Electrolyte-gated field Effect Transistors Based on Cu Interdigitated Electrode for H2O2 and Glucose Sensing

Abstract

A copper interdigitated electrode was patterned on a piece of printed circuit board. A layer of CNRG-CS composite prepared using graphitic carbon nitride, reduced graphene oxide and chitosan was immobilized on Cu interdigitated electrode as semiconductive channel.
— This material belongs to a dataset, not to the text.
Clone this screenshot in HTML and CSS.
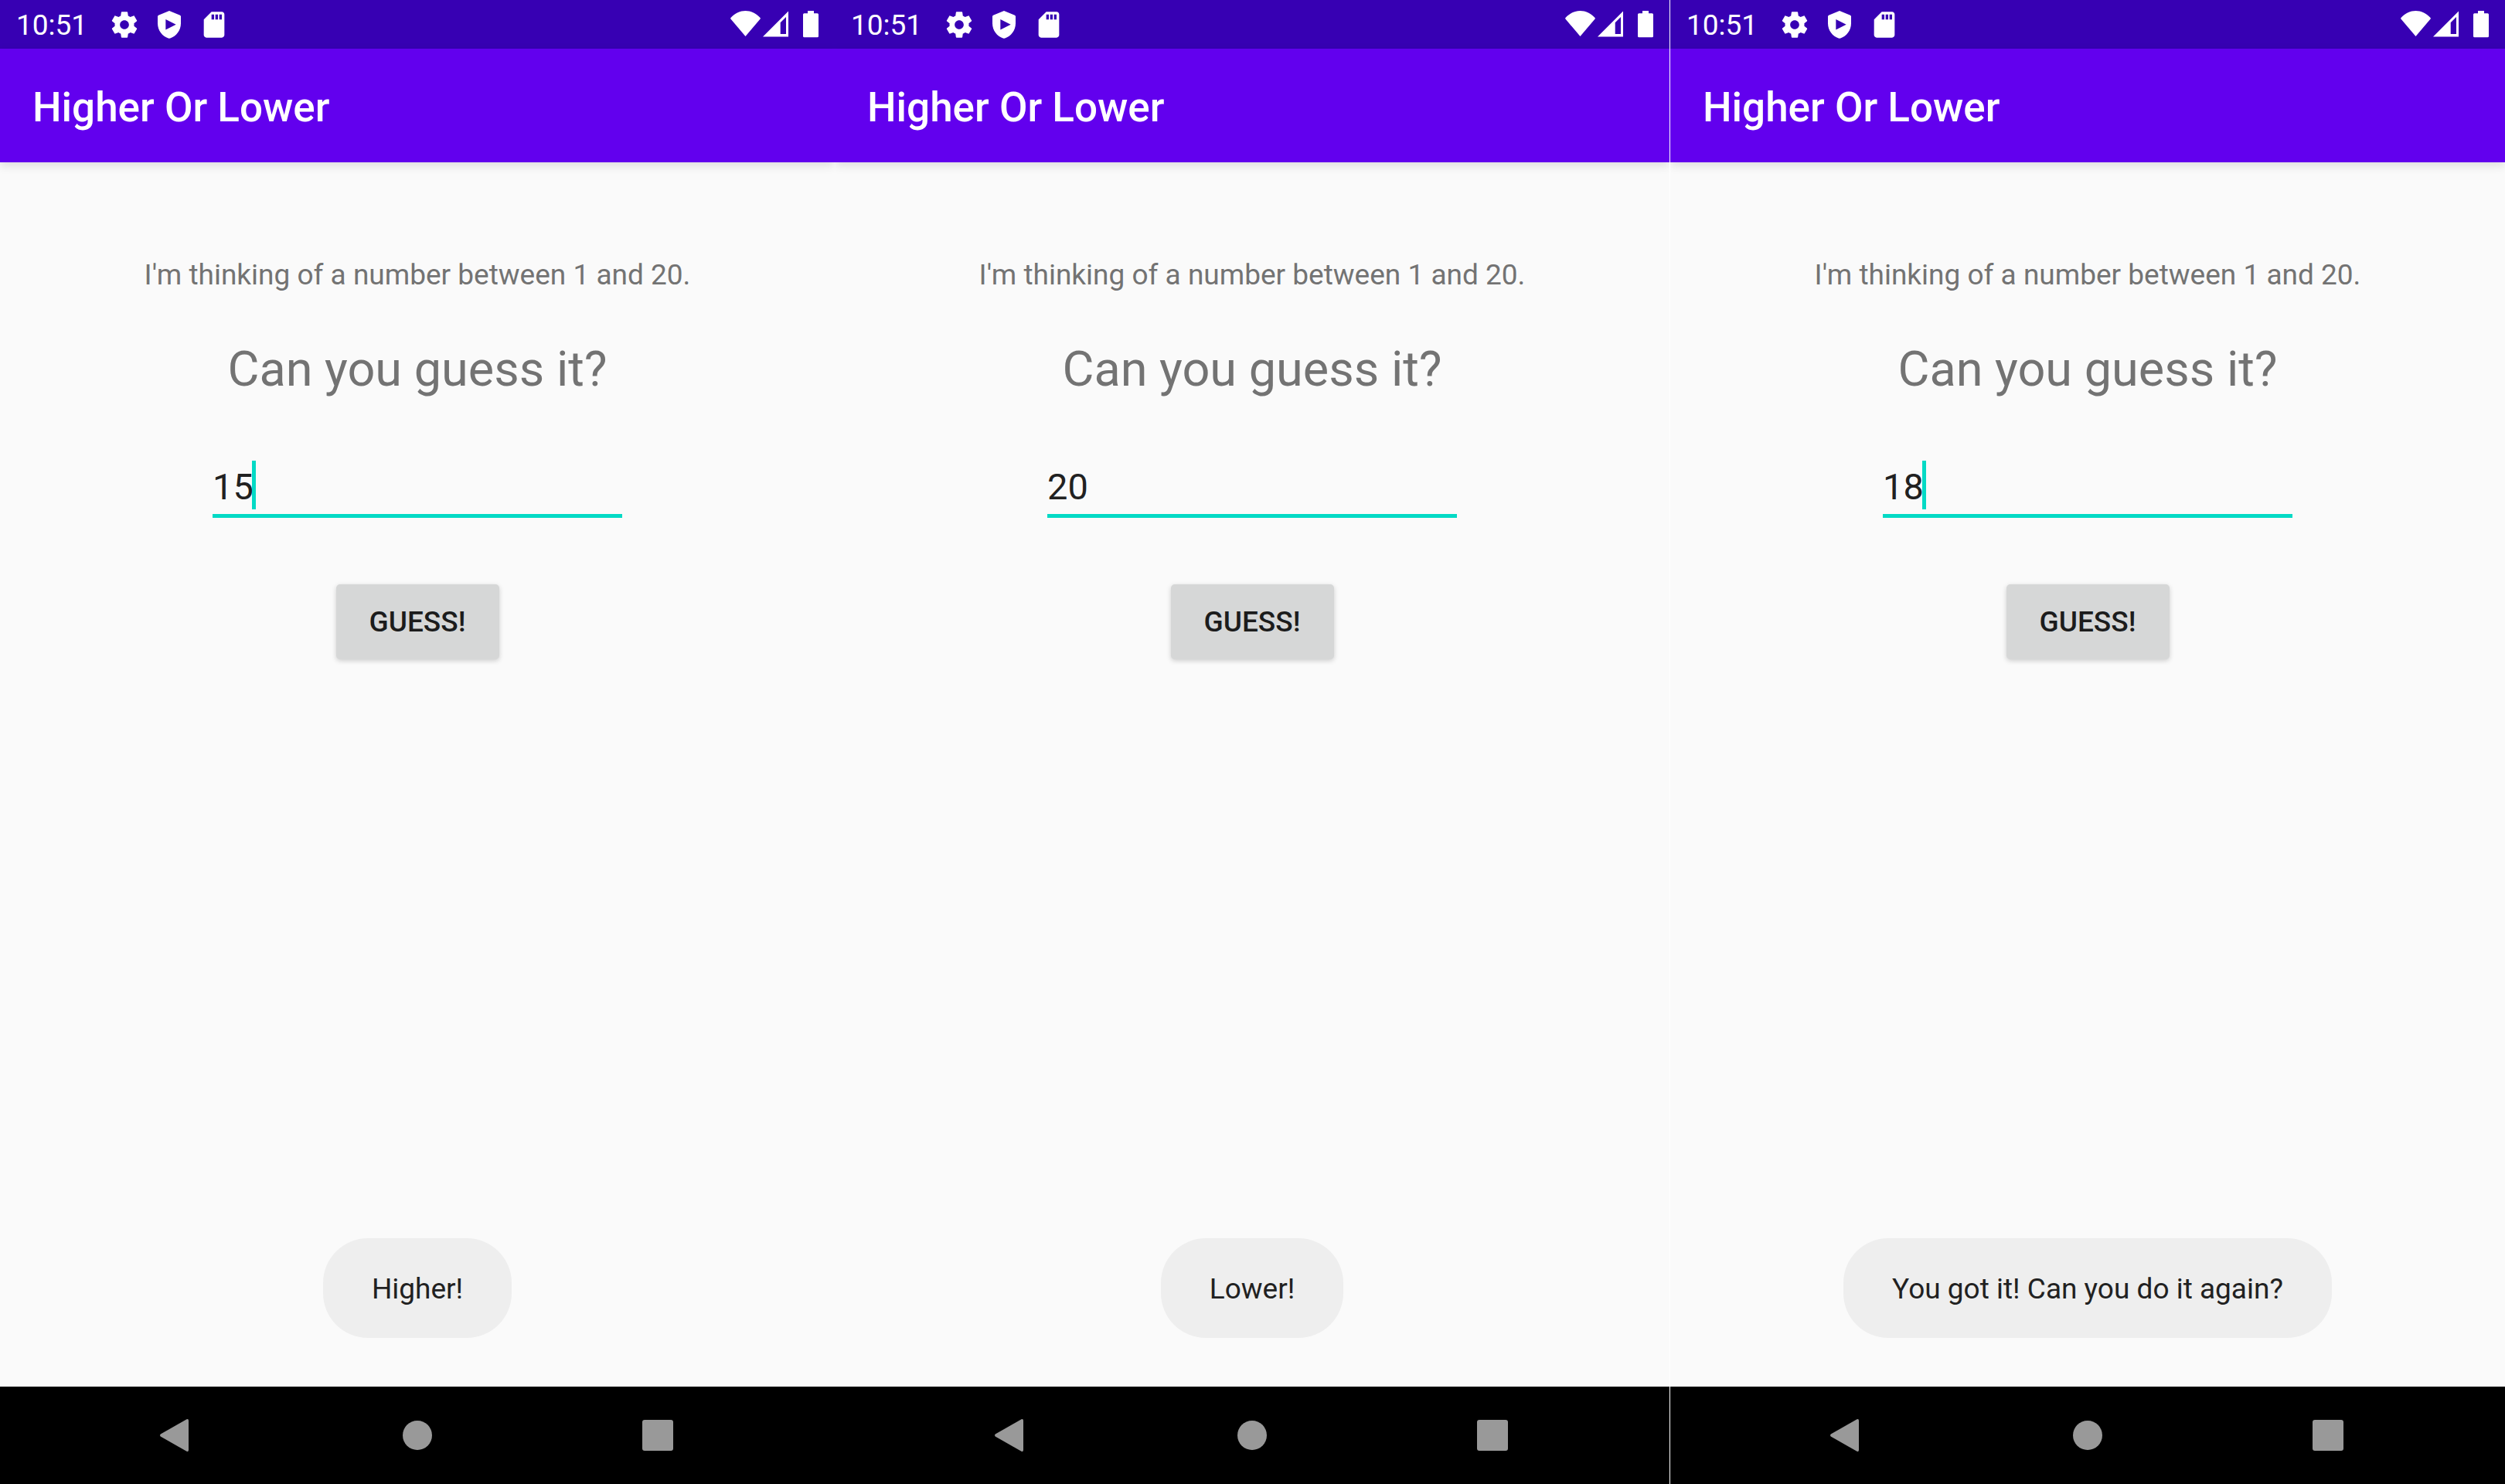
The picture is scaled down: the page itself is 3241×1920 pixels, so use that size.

Then, the prepared CNRG-CS modified Cu interdigitated electrode was positioned into a home-made chamber to assemble an electrolyte-gated field effect transistor (EGFET)-based sensor for the non-enzymatic detection of H2O2. Also, glucose oxidase (GOx) was immobilized on CNRG-CS modified Cu interdigitated electrode to prepare CNRG-CS/GOx modified Cu interdigitated electrode and to assemble an EGFET-based biosensor for the enzymatic detection of glucose. Two linear dynamic ranges of 0.16 − 8.0 μM and 8.0 − 160 μM were obtained for H2O2 detection. Also, two linear dynamic ranges of 0.15 − 3.5 μM and 3.5 − 80 μM were obtained for glucose detection. The detection limits (S/N = 3) for H2O2 and glucose were 0.12 and 0.14 μM, respectively. The relative standard deviations for repetitive measurements (n = 3) of H2O2 (3.0 μM) and glucose (3.0 μM) were 1.8 and 2.5%, respectively.